Malgré un kilométrage important, la XJ-S modèle 1988 de cet essai, identique à celle-ci, s’est montrée parfaitement fiable et agréable.
Malgré un kilométrage important, la XJ-S modèle 1988 de cet essai, identique à celle-ci, s’est montrée parfaitement fiable et agréable.

Au volant

J’ai pris les commandes d’une XJS 3,6 l de 1988, totalisant largement plus de 150 000 km. Bien entretenue, cette auto ne fait pas son âge ! À bord, on se sent un brin engoncé, mais le confort des sièges compense largement, à l’instar de l’ambiance luxueuse. Oui, il reste des revêtements en plastique imitation cuir, mais qu’on est bien ! Même si la garde au toit est limitée… Le 6-cylindres allié à la boîte auto séduisent par leur douceur de fonctionnement quasi-totale, tandis que l’insonorisation impressionne.

Avec les parements en bois apparus fin 1981, l’habitacle de la XJ-S gagne nettement en chaleur !
Avec les parements en bois apparus fin 1981, l’habitacle de la XJ-S gagne nettement en chaleur !

De plus, les trains roulants filtrant merveilleusement les inégalités, on éprouve une sérénité assez inattendue en conduite normale. Un océan de ouate ! En haussant le rythme, on constate la grande rigueur comportementale de cette Jaguar : direction assez précise et informative, peu de mouvements de caisse, freinage efficace… Évidemment, le moteur, très volontaire et musical au-dessus de 4 000 tr/mn, ne procure pas de performances de fou, évidemment, la boîte auto est paresseuse, mais ça avance tout de même joliment, d’autant que l’isolation phonique limite la sensation de vitesse. Je ne m’attendais pas à un tel agrément de conduite ! Enfin, la consommation n’a rien d’effrayant, puisqu’en roulant paisiblement, on peut ne pas dépasser les 11 l/100 km.

L’alternative newtimer*

Jaguar XK8 X100 (1996-2006)

Un peu haut sur pattes, le coupé XK8 affiche une ligne fluide et élégante, mais cache des dessous dérivant de ceux de la XJS. Ici en 1996.
Un peu haut sur pattes, le coupé XK8 affiche une ligne fluide et élégante, mais cache des dessous dérivant de ceux de la XJS. Ici en 1996.

On ne le dirait pas, la XK8 dérive de la XJS. Celui qui a eu l’idée prendre cette dernière comme base, c’est Tom Walkinshow, cherchant à créer un coupé qu’il présentera à Jaguar. Celui-ci refuse, mais Walkinshow le propose ensuite à Aston… qui accepte, et ça donne la DB7. Ford, propriétaire d’Aston et Jaguar à partir de 1989, trouve l’idée ingénieuse, et ordonne à la marque au félin de s’en inspirer, tout en lui permettant de développer un nouveau V8.
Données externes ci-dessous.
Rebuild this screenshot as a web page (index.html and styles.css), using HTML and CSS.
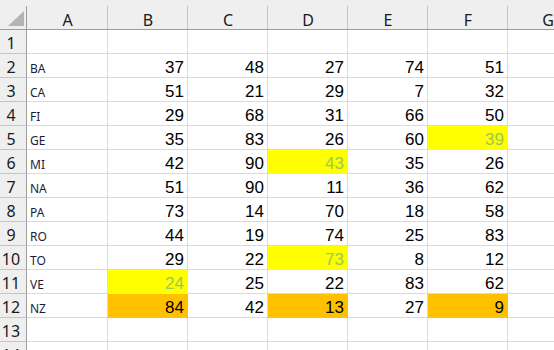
FILE: index.html
```html
<!DOCTYPE html>
<html lang="en">
<head>
  <meta charset="UTF-8">
  <title>Sheet1</title>
  <link rel="stylesheet" href="styles.css">
</head>
<body>

<div class="sheet" id="sheet"></div>

<script>
  // data per baris: label kolom A, lalu nilai B..F
  const rows = [
    [],
    ['BA', 37, 48, 27, 74, 51],
    ['CA', 51, 21, 29, 7, 32],
    ['FI', 29, 68, 31, 66, 50],
    ['GE', 35, 83, 26, 60, 39],
    ['MI', 42, 90, 43, 35, 26],
    ['NA', 51, 90, 11, 36, 62],
    ['PA', 73, 14, 70, 18, 58],
    ['RO', 44, 19, 74, 25, 83],
    ['TO', 29, 22, 73, 8, 12],
    ['VE', 24, 25, 22, 83, 62],
    ['NZ', 84, 42, 13, 27, 9],
    [],
    []
  ];

  // sel yang diwarnai: "baris-kolom" -> kelas
  const marks = {
    '5-5': 'hi', '6-3': 'hi', '10-3': 'hi', '11-1': 'hi',
    '12-1': 'max', '12-3': 'max', '12-5': 'max'
  };

  const sheet = document.getElementById('sheet');
  const letters = ['A', 'B', 'C', 'D', 'E', 'F', 'G'];

  function cell(cls, text) {
    const div = document.createElement('div');
    div.className = cls;
    if (text !== undefined) div.textContent = text;
    sheet.appendChild(div);
  }

  cell('corner');
  letters.forEach(l => cell('col-head', l));

  rows.forEach((row, i) => {
    const r = i + 1;
    cell('row-head', r);
    for (let c = 0; c < 7; c++) {
      const value = row[c];
      let cls = 'cell';
      if (c === 0) cls += ' label';
      if (marks[r + '-' + c]) cls += ' ' + marks[r + '-' + c];
      cell(cls, value);
    }
  });
</script>

</body>
</html>
```

FILE: styles.css
```css
body {
  margin: 0;
  background: #fff;
  overflow: hidden;
}
.sheet {
  display: grid;
  grid-template-columns: 27px 81px repeat(6, 80px);
  grid-template-rows: 30px;
  grid-auto-rows: 24px;
  font-family: "Liberation Sans", Arial, sans-serif;
}
.sheet > div {
  box-sizing: border-box;
  display: flex;
  align-items: flex-end;
  min-width: 0;
  overflow: hidden;
  white-space: nowrap;
}
.corner {
  background: #efefef;
  border-bottom: 1px solid #9e9e9e;
  background-image: linear-gradient(#9e9e9e, #9e9e9e);
  background-position: right bottom;
  background-size: 1px 23px;
  background-repeat: no-repeat;
  justify-content: flex-end;
  padding: 0 3px 3px 0;
}
.corner::after {
  content: "";
  width: 16px;
  height: 15px;
  background: #b4b4b4;
  clip-path: polygon(100% 0, 100% 100%, 0 100%);
}
.col-head {
  background: #efefef;
  background-image: linear-gradient(#c4c4c4, #c4c4c4);
  background-position: right bottom;
  background-size: 1px 23px;
  background-repeat: no-repeat;
  border-bottom: 1px solid #9e9e9e;
  justify-content: center;
  font-family: "Noto Sans", sans-serif;
  font-size: 16px;
  line-height: 16px;
  padding-bottom: 1px;
  color: #1a1a1a;
}
.row-head {
  background: #efefef;
  border-right: 1px solid #9e9e9e;
  border-bottom: 1px solid #c4c4c4;
  justify-content: center;
  padding-right: 4px;
  font-family: "Noto Sans", sans-serif;
  font-size: 16px;
  line-height: 18px;
  padding-bottom: 1px;
  color: #1a1a1a;
}
.cell {
  border-right: 1px solid #dadada;
  border-bottom: 1px solid #dadada;
  justify-content: flex-end;
  padding-right: 3px;
  font-size: 17px;
  line-height: 18px;
  color: #000;
}
.cell.label {
  justify-content: flex-start;
  padding: 0 0 1px 3px;
  font-family: "Noto Sans", sans-serif;
  font-size: 12px;
  line-height: 14px;
  color: #1c1c3a;
}
.cell.hi {
  background: #ffff00;
  border-color: #ffff00;
  color: #98c85a;
}
.cell.max {
  background: #ffc000;
  border-color: #ffc000;
}
```
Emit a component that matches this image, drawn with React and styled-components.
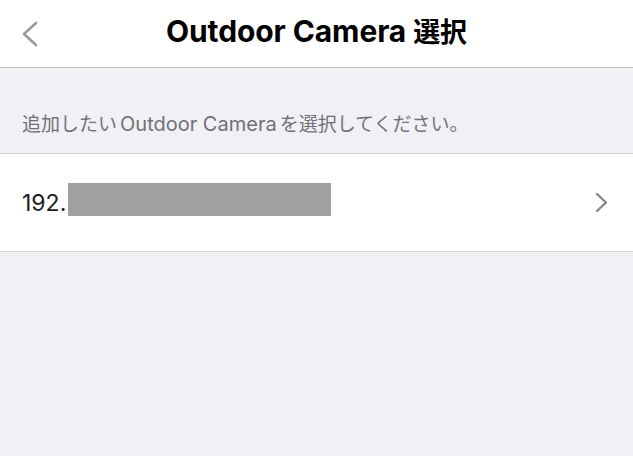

Ainsi naquit la belle XK8 en 1996, dotée d’un 4,0 l de 294 ch. Un cabriolet suit en 1997, et comme l’auto est bien née sans verser dans des tarifs excessifs, elle rencontre le succès. En 1998, elle se décline en une efficace sportive XKR de 395 ch. Modifiées largement en 2002, les XK8/XKR adoptent un V8 4,2 l développant 306/406 ch, puis sont encore retouchées en 2004. Elles prennent leur retraite en 2006, produites à 91 406 unités, dont 23 791 en R. Pas mal ! À partir de 10 000 €.

En 1991, la XJ-S devient XJS et bénéficie d’un gros restylage : la partie arrière est redessinée.
En 1991, la XJ-S devient XJS et bénéficie d’un gros restylage : la partie arrière est redessinée.

Jaguar XJ-S 3,6 l (1984), la fiche technique

  • Moteur : 6 cylindres en ligne, 3 590 cm3
  • Alimentation : injection
  • Suspension : bras superposés, ressorts hélicoïdaux, amortisseurs, barre antiroulis (AV), bras longitudinaux, 2 combinés ressort-amortisseur par roue, barre antiroulis (AR)
  • Transmission : boîte 5 manuelle ou 4 automatique, propulsion
  • Puissance : 225 ch à 5 300 tr/mn
  • Couple : 324 Nm à 4 000 tr/mn
  • Poids : 1 610 kg
  • Vitesse maxi : 224 km/h (donnée constructeur)
  • 0 à 100 km/h : 7,6 secondes (donnée constructeur)

> Pour trouver des annonces de Jaguar XJ-S, rendez-vous sur le site de La Centrale.

En 1988, la XJ-S se décline en un vrai cabriolet aux lignes très pures.
En 1988, la XJ-S se décline en un vrai cabriolet aux lignes très pures.

* Les newtimers sont des véhicules iconiques ou sportifs plus récents que les youngtimers, mais dont la valeur monte. Plus fiables et faciles à utiliser au quotidien, ils doivent leur essor à des caractéristiques techniques souvent disparues, comme de gros moteurs atmosphériques. Les BMW Z3 à 6 cylindres, Porsche Boxster 986 et autre Renault Clio V6 représentent bien cette nouvelle tendance.

En 1993, la XJS bénéficie de retouches supplémentaires : nouveaux boucliers, V12 porté à 6,0 l et 308 ch attelé à une boîte auto ZF comptant 4 rapports.
En 1993, la XJS bénéficie de retouches supplémentaires : nouveaux boucliers, V12 porté à 6,0 l et 308 ch attelé à une boîte auto ZF comptant 4 rapports.